#### REQUIREMENTS:
Search the data below for the word "components" and copy each line that holds it.
= = = =
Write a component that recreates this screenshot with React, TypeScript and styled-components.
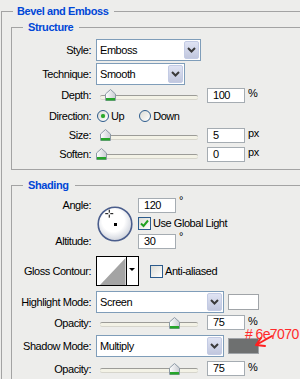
import React from "react";
import styled, { createGlobalStyle } from "styled-components";

const GlobalStyle = createGlobalStyle`
  html, body {
    margin: 0;
    padding: 0;
    background: #ededeb;
    overflow: hidden;
  }
  body {
    font-family: Tahoma, "Liberation Sans", Arial, sans-serif;
    font-size: 11px;
    letter-spacing: -0.45px;
    color: #000;
  }
`;

const Page = styled.div`
  width: 300px;
  height: 379px;
  padding-top: 5px;
  box-sizing: border-box;
  overflow: hidden;
`;

const LINE = "#a3a3a3";

const Group = styled.section<{ $outer?: boolean }>`
  width: ${(p) => (p.$outer ? "340px" : "330px")};
  margin-left: ${(p) => (p.$outer ? "1px" : "0")};
  & + & {
    margin-top: 9px;
  }
`;

const GroupHead = styled.div`
  display: flex;
  align-items: flex-end;
  height: 13px;
  &::before {
    content: "";
    width: 11px;
    height: 6px;
    border-top: 1px solid ${LINE};
    border-left: 1px solid ${LINE};
  }
  &::after {
    content: "";
    flex: 1;
    height: 6px;
    border-top: 1px solid ${LINE};
  }
`;

const GroupTitle = styled.span<{ $outer?: boolean }>`
  align-self: center;
  padding: ${(p) => (p.$outer ? "0 6px 0 4px" : "0 6px 0 5px")};
  line-height: 13px;
  font-weight: bold;
  letter-spacing: -0.4px;
  color: #0047d7;
`;

const GroupBody = styled.div<{ $outer?: boolean }>`
  border-left: 1px solid ${LINE};
  border-bottom: ${(p) => (p.$outer ? "none" : `1px solid ${LINE}`)};
  padding: ${(p) => (p.$outer ? "3px 0 40px 9px" : "5px 0 5px 0")};
`;

const Row = styled.div<{ $h: number; $mt?: number }>`
  position: relative;
  display: flex;
  align-items: center;
  height: ${(p) => p.$h}px;
  margin-top: ${(p) => p.$mt ?? 0}px;
`;

const Label = styled.span`
  flex-shrink: 0;
  width: 79px;
  margin-right: 5px;
  text-align: right;
  white-space: nowrap;
`;

const SelectBox = styled.div<{ $w: number }>`
  display: flex;
  align-items: stretch;
  width: ${(p) => p.$w}px;
  height: 22px;
  box-sizing: border-box;
  border: 1px solid #7f9db9;
  background: #fff;
`;

const SelectText = styled.span`
  flex: 1;
  padding-left: 3px;
  line-height: 20px;
`;

const DropButton = styled.span`
  display: flex;
  align-items: center;
  justify-content: center;
  width: 15px;
  margin: 1px;
  box-sizing: border-box;
  border: 1px solid #c3cbe4;
  border-radius: 2px;
  background: linear-gradient(#dfe3f3, #c1c7de);
`;

const Field = styled.div<{ $ml?: number }>`
  width: 38px;
  height: 15px;
  margin-left: ${(p) => p.$ml ?? 9}px;
  box-sizing: border-box;
  border: 1px solid #a5acb2;
  background: #fff;
  padding-left: 5px;
  line-height: 13px;
`;

const Unit = styled.span`
  margin-left: 3px;
  margin-top: -4px;
`;

const SliderBox = styled.div`
  position: relative;
  display: flex;
  align-items: center;
  width: 102px;
  height: 100%;
  padding-left: 4px;
  box-sizing: border-box;
`;

const Track = styled.div`
  width: 98px;
  height: 3px;
  margin-top: 3px;
  border-radius: 2px;
  border-top: 1px solid #9c9c98;
  background: #f3f2e6;
  box-shadow: 0 1px 0 #d6d5cc;
`;

const Thumb = styled.svg`
  position: absolute;
  top: 50%;
  margin-top: -6px;
`;

const RadioOption = styled.span<{ $ml: number }>`
  display: flex;
  align-items: center;
  margin-left: ${(p) => p.$ml}px;
`;

const RadioDot = styled.span<{ $on?: boolean }>`
  display: inline-flex;
  align-items: center;
  justify-content: center;
  width: 12px;
  height: 12px;
  margin-right: 2px;
  box-sizing: border-box;
  border: 1px solid #2c5b8c;
  border-radius: 50%;
  background: linear-gradient(135deg, #dcdcd5, #fff);
  &::after {
    content: "";
    display: ${(p) => (p.$on ? "block" : "none")};
    width: 4px;
    height: 4px;
    border-radius: 50%;
    background: #2aa72a;
    box-shadow: 0 0 1px #61c861;
  }
`;

const CheckLine = styled.span<{ $ml?: number; $mt?: number }>`
  display: flex;
  align-items: center;
  margin-left: ${(p) => p.$ml ?? 0}px;
  margin-top: ${(p) => p.$mt ?? 0}px;
  white-space: nowrap;
`;

const Box = styled.span`
  display: inline-flex;
  align-items: center;
  justify-content: center;
  width: 13px;
  height: 13px;
  margin-right: 2px;
  box-sizing: border-box;
  border: 1px solid #2c5b8c;
  background: linear-gradient(135deg, #dcdcd5, #fff);
`;

const AngleBlock = styled.div`
  display: flex;
  margin-top: 1px;
`;

const AngleLabels = styled.div`
  display: flex;
  flex-direction: column;
  justify-content: space-between;
  width: 79px;
  height: 51px;
  margin-right: 5px;
  line-height: 15px;
  text-align: right;
`;

const Dial = styled.svg`
  margin: 8px 0 0 1px;
`;

const AngleCol = styled.div`
  display: flex;
  flex-direction: column;
  margin-left: 5px;
`;

const AngleValue = styled.div<{ $mt?: number }>`
  display: flex;
  align-items: flex-start;
  margin-top: ${(p) => p.$mt ?? 0}px;
`;

const Contour = styled.svg`
  display: block;
`;

const Swatch = styled.span<{ $color: string }>`
  width: 31px;
  height: 16px;
  margin-left: 4px;
  box-sizing: border-box;
  border: 1px solid #a0a4a8;
  background: ${(p) => p.$color};
`;

const Note = styled.span`
  position: absolute;
  left: 233px;
  top: -7px;
  font-family: "Liberation Sans", Arial, sans-serif;
  font-size: 14px;
  letter-spacing: -0.6px;
  line-height: 12px;
  color: #ff2b2b;
  white-space: nowrap;
`;

const NoteArrow = styled.svg`
  position: absolute;
  left: 238px;
  top: -2px;
`;

const Chevron = () => (
  <svg width="9" height="6" viewBox="0 0 9 6">
    <polyline points="1,1 4.5,4.5 8,1" fill="none" stroke="#3a3a3a" strokeWidth="2" />
  </svg>
);

const Select = ({ w, value }: { w: number; value: string }) => (
  <SelectBox $w={w}>
    <SelectText>{value}</SelectText>
    <DropButton>
      <Chevron />
    </DropButton>
  </SelectBox>
);

const Slider = ({ at }: { at: number }) => (
  <SliderBox>
    <Track />
    <Thumb width="11" height="12" viewBox="0 0 11 12" style={{ left: at - 5.5 }}>
      <defs>
        <linearGradient id="thumbFill" x1="0" y1="0" x2="1" y2="0">
          <stop offset="0" stopColor="#ffffff" />
          <stop offset="1" stopColor="#c9ccd2" />
        </linearGradient>
      </defs>
      <path d="M5.5 0.5 L10.5 5 L10.5 11.5 L0.5 11.5 L0.5 5 Z" fill="url(#thumbFill)" stroke="#8d9aa6" />
      <rect x="1" y="9" width="9" height="2.5" fill="#26a52a" />
    </Thumb>
  </SliderBox>
);

const SliderRow = ({
  label,
  at,
  value,
  unit,
  h,
  mt,
}: {
  label: string;
  at: number;
  value: string;
  unit: string;
  h: number;
  mt?: number;
}) => (
  <Row $h={h} $mt={mt}>
    <Label>{label}</Label>
    <Slider at={at} />
    <Field>{value}</Field>
    <Unit>{unit}</Unit>
  </Row>
);

const Check = ({ on }: { on?: boolean }) => (
  <Box>
    {on && (
      <svg width="9" height="9" viewBox="0 0 9 9">
        <path d="M1 4.5 L3.5 7 L8 1.5" fill="none" stroke="#21a121" strokeWidth="2" />
      </svg>
    )}
  </Box>
);

const App = () => {
  const angle = 120;
  const rad = (angle * Math.PI) / 180;
  const cx = 18 + Math.cos(rad) * 12.5;
  const cy = 18 - Math.sin(rad) * 12.5;

  return (
    <Page>
      <GlobalStyle />
      <Group $outer>
        <GroupHead>
          <GroupTitle $outer>Bevel and Emboss</GroupTitle>
        </GroupHead>
        <GroupBody $outer>
          <Group>
            <GroupHead>
              <GroupTitle>Structure</GroupTitle>
            </GroupHead>
            <GroupBody>
              <Row $h={22}>
                <Label>Style:</Label>
                <Select w={105} value="Emboss" />
              </Row>
              <Row $h={22} $mt={2}>
                <Label>Technique:</Label>
                <Select w={89} value="Smooth" />
              </Row>
              <SliderRow label="Depth:" at={14} value="100" unit="%" h={20} />
              <Row $h={21}>
                <Label>Direction:</Label>
                <RadioOption $ml={1}>
                  <RadioDot $on />
                  Up
                </RadioOption>
                <RadioOption $ml={15}>
                  <RadioDot />
                  Down
                </RadioOption>
              </Row>
              <SliderRow label="Size:" at={9} value="5" unit="px" h={18} />
              <SliderRow label="Soften:" at={5} value="0" unit="px" h={20} />
            </GroupBody>
          </Group>

          <Group>
            <GroupHead>
              <GroupTitle>Shading</GroupTitle>
            </GroupHead>
            <GroupBody>
              <AngleBlock>
                <AngleLabels>
                  <span>Angle:</span>
                  <span>Altitude:</span>
                </AngleLabels>
                <Dial width="36" height="36" viewBox="0 0 36 36">
                  <defs>
                    <radialGradient id="dialFill" cx="0.45" cy="0.4" r="0.6">
                      <stop offset="0.55" stopColor="#ffffff" />
                      <stop offset="1" stopColor="#cfd3dc" />
                    </radialGradient>
                  </defs>
                  <circle cx="18" cy="18" r="16.8" fill="url(#dialFill)" stroke="#4a5d8c" strokeWidth="1.6" />
                  <rect x="17" y="17" width="3" height="3" fill="#000" />
                  <path
                    d={`M${cx - 4} ${cy} h3 M${cx + 1} ${cy} h3 M${cx} ${cy - 4} v3 M${cx} ${cy + 1} v3`}
                    stroke="#000"
                    strokeWidth="1"
                    transform="translate(0.5 0.5)"
                  />
                </Dial>
                <AngleCol>
                  <AngleValue>
                    <Field $ml={0}>120</Field>
                    <Unit>°</Unit>
                  </AngleValue>
                  <CheckLine $mt={3} style={{ height: 14 }}>
                    <Check on />
                    Use Global Light
                  </CheckLine>
                  <AngleValue $mt={4}>
                    <Field $ml={0}>30</Field>
                    <Unit>°</Unit>
                  </AngleValue>
                </AngleCol>
              </AngleBlock>

              <Row $h={30} $mt={7}>
                <Label>Gloss Contour:</Label>
                <Contour width="43" height="30" viewBox="0 0 43 30">
                  <rect x="0.5" y="0.5" width="42" height="29" fill="#fff" stroke="#000" />
                  <path d="M4 29 L29.5 2 L29.5 29 Z" fill="#a4a4a4" />
                  <line x1="30.5" y1="0.5" x2="30.5" y2="29.5" stroke="#000" />
                  <path d="M33 12 h6 l-3 3 Z" fill="#000" />
                </Contour>
                <CheckLine $ml={11}>
                  <Check />
                  Anti-aliased
                </CheckLine>
              </Row>

              <Row $h={22} $mt={5}>
                <Label>Highlight Mode:</Label>
                <Select w={128} value="Screen" />
                <Swatch $color="#ffffff" />
              </Row>
              <SliderRow label="Opacity:" at={78} value="75" unit="%" h={19} />

              <Row $h={22} $mt={3}>
                <Label>Shadow Mode:</Label>
                <Select w={128} value="Multiply" />
                <Swatch $color="#6e7070" />
                <Note># 6e7070</Note>
                <NoteArrow width="26" height="18" viewBox="0 0 26 18">
                  <path
                    d="M22 3 L6 12 M6 12 L11 5 M6 12 L15 13"
                    fill="none"
                    stroke="#ff2020"
                    strokeWidth="2"
                    strokeLinecap="round"
                  />
                </NoteArrow>
              </Row>
              <SliderRow label="Opacity:" at={78} value="75" unit="%" h={19} mt={2} />
            </GroupBody>
          </Group>
        </GroupBody>
      </Group>
    </Page>
  );
};

export default App;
= = = =
#### SOLUTION FOR THIS TASK:
Write a component that recreates this screenshot with React, TypeScript and styled-components.
import styled, { createGlobalStyle } from "styled-components";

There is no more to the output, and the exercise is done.